A pioneer despite herself

Everett resists the label of pioneer in this excerpt. She remembers that people would sometimes suggest that she choose certain paths in order to achieve something first, a tactic she never believed in. She seems to sign on to her grandmother's philosophy, who read law with her husband "for her own pleasure and to help herself."

Citing this Excerpt

Oral History Interview with Kathrine Robinson Everett, January 21, 1986. Interview C-0006. Southern Oral History Program Collection (#4007) in the Southern Oral History Program Collection, Southern Historical Collection, Wilson Library, University of North Carolina at Chapel Hill.

Full Text of the Excerpt

PAMELA DEAN:
I think you really could be said to have been a pioneer for women taking on new responsibilities. You were one of the first women lawyers in the state and you were the first woman on the Durham City Council. Did you consider yourself a pioneer? Did you see yourself in that light?
KATHRINE ROBINSON EVERETT:
While I filed first, Mary Duke Semans and I were elected at the same time. As to my being a pioneer-I don't know. I don't stop to consider that. You just do what comes and what you believe in. You don't stop and think whether you are a pioneer. I realized later that perhaps people maybe would suggest things for me to do with the idea of pioneering. I remember Chief Justice Walter Clark was a great believer in women and women doing things.

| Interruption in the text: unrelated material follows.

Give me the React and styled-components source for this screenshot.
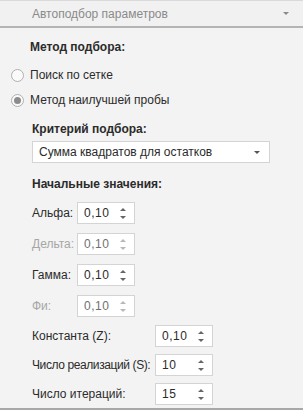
import React from "react";
import styled, { createGlobalStyle } from "styled-components";

const Global = createGlobalStyle`
  html, body {
    margin: 0;
    padding: 0;
    background: #f3f3f3;
  }
  body {
    font-family: "Liberation Sans", Arial, sans-serif;
    font-size: 12px;
    color: #222;
  }
`;

const Panel = styled.div`
  width: 303px;
  height: 410px;
  box-sizing: border-box;
  background: #f3f3f3;
  border-bottom: 2px solid #a8a8a8;
  overflow: hidden;
`;

const Header = styled.div`
  height: 28px;
  box-sizing: border-box;
  border-top: 1px solid #dadada;
  border-bottom: 2px solid #b4b4b4;
  background: #f1f1f1;
  display: flex;
  align-items: center;
  justify-content: space-between;
  padding: 0 14px 0 32px;
  color: #8a8a8a;
`;

const Caret = styled.span`
  width: 0;
  height: 0;
  border-left: 3px solid transparent;
  border-right: 3px solid transparent;
  border-top: 3px solid ${(p) => p.color || "#8a8a8a"};
`;

const Body = styled.div`
  padding-top: 12px;
  display: flex;
  flex-direction: column;
`;

const Title = styled.div`
  font-weight: bold;
  color: #2b2b2b;
  margin-left: ${(p) => p.indent ?? 30}px;
  margin-top: ${(p) => p.top ?? 0}px;
  height: 14px;
  line-height: 14px;
`;

const RadioRow = styled.label`
  display: flex;
  align-items: center;
  gap: 6px;
  margin-left: 11px;
  height: 14px;
  margin-top: ${(p) => p.top}px;
  color: #2b2b2b;
`;

const RadioDot = styled.span`
  width: 11px;
  height: 11px;
  border-radius: 50%;
  border: 1px solid #b0b0b0;
  background: #fafafa;
  display: flex;
  align-items: center;
  justify-content: center;
  &::after {
    content: "";
    width: 7px;
    height: 7px;
    border-radius: 50%;
    background: ${(p) => (p.checked ? "#8c8c8c" : "transparent")};
  }
`;

const Group = styled.div`
  margin-left: 32px;
  display: flex;
  flex-direction: column;
`;

const Select = styled.div`
  margin-top: 5px;
  width: 238px;
  height: 22px;
  box-sizing: border-box;
  border: 1px solid #d4d4d4;
  background: #fff;
  display: flex;
  align-items: center;
  justify-content: space-between;
  padding: 0 9px 0 6px;
  color: #2b2b2b;
`;

const Fields = styled.div`
  display: grid;
  grid-template-columns: ${(p) => p.label}px 58px;
  align-items: center;
  row-gap: ${(p) => p.gap}px;
  margin-top: ${(p) => p.top}px;
`;

const Label = styled.span`
  white-space: nowrap;
  letter-spacing: ${(p) => (p.tight ? "-0.4px" : "0")};
  color: ${(p) => (p.disabled ? "#a6a6a6" : "#2b2b2b")};
`;

const Spin = styled.div`
  height: 22px;
  box-sizing: border-box;
  border: 1px solid #d4d4d4;
  background: #fff;
  display: flex;
  align-items: center;
  justify-content: space-between;
  padding: 0 8px 0 6px;
  letter-spacing: 0.5px;
  color: ${(p) => (p.disabled ? "#6f6f6f" : "#2b2b2b")};
`;

const Arrows = styled.span`
  display: flex;
  flex-direction: column;
  gap: 5px;
`;

const Up = styled.span`
  width: 0;
  height: 0;
  border-left: 3px solid transparent;
  border-right: 3px solid transparent;
  border-bottom: 3px solid ${(p) => (p.disabled ? "#b8b8b8" : "#666")};
`;

const Down = styled(Up)`
  border-bottom: none;
  border-top: 3px solid ${(p) => (p.disabled ? "#b8b8b8" : "#666")};
`;

const SpinBox = ({ value, disabled }) => (
  <Spin disabled={disabled}>
    <span>{value}</span>
    <Arrows>
      <Up disabled={disabled} />
      <Down disabled={disabled} />
    </Arrows>
  </Spin>
);

const initial = [
  { label: "Альфа:", value: "0,10" },
  { label: "Дельта:", value: "0,10", disabled: true },
  { label: "Гамма:", value: "0,10" },
  { label: "Фи:", value: "0,10", disabled: true },
];

const extra = [
  { label: "Константа (Z):", value: "0,10" },
  { label: "Число реализаций (S):", value: "10", tight: true },
  { label: "Число итераций:", value: "15" },
];

export default function App() {
  return (
    <Panel>
      <Global />
      <Header>
        <span>Автоподбор параметров</span>
        <Caret />
      </Header>
      <Body>
        <Title>Метод подбора:</Title>
        <RadioRow top={14}>
          <RadioDot />
          Поиск по сетке
        </RadioRow>
        <RadioRow top={11}>
          <RadioDot checked />
          Метод наилучшей пробы
        </RadioRow>
        <Group>
          <Title indent={0} top={15}>Критерий подбора:</Title>
          <Select>
            <span>Сумма квадратов для остатков</span>
            <Caret color="#555" />
          </Select>
          <Title indent={0} top={14}>Начальные значения:</Title>
          <Fields label={45} gap={9} top={11}>
            {initial.map((f) => (
              <React.Fragment key={f.label}>
                <Label disabled={f.disabled}>{f.label}</Label>
                <SpinBox value={f.value} disabled={f.disabled} />
              </React.Fragment>
            ))}
          </Fields>
          <Fields label={123} gap={7} top={8}>
            {extra.map((f) => (
              <React.Fragment key={f.label}>
                <Label tight={f.tight}>{f.label}</Label>
                <SpinBox value={f.value} />
              </React.Fragment>
            ))}
          </Fields>
        </Group>
      </Body>
    </Panel>
  );
}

I knew his daughter and visited their home some and we travelled together. I know he wanted me to qualify and be the first notary public. He said get ready to; but I wasn't especially interested in being a notary public so I didn't do it. These other things have come about because they were maybe in the line of what I was doing. I have had several firsts but they were just because I happened to be there at the right time. Of course, my work needed it. Going in practice with my father, I had cases ready. Generally, you have to build up to the supreme court, something like that. Mr. Everett, my husband, my son, and I were all admitted to practice before the Supreme Court of the United States at the same time. That was the first time they had had a father, a mother, and a son. Now, I noticed they are having a good many husbands and wives and there seems to be an increasing number of husbands and wives who are practicing together or who are practicing, sometimes they are in different firms but they are practicing. That seems to be growing quite a bit. I don't think the three lawyers in the same family is growing quite as much, when they are husband, wife and son. I've practiced with my father, my husband and my son-three generations.
PAMELA DEAN:
No, I think you may keep that record.
KATHRINE ROBINSON EVERETT:
We may have a fourth. My oldest grandson is going to college next year, and he may take up law. We are leaving it to him what he'll do. So if he does, he'll be the fourth lawyer in one family. Then, way back there, I found out in my history that in my ancestors, one of my great-great-grandmothers read law with her husband, who read law. But she did it just for her own pleasure and to help herself.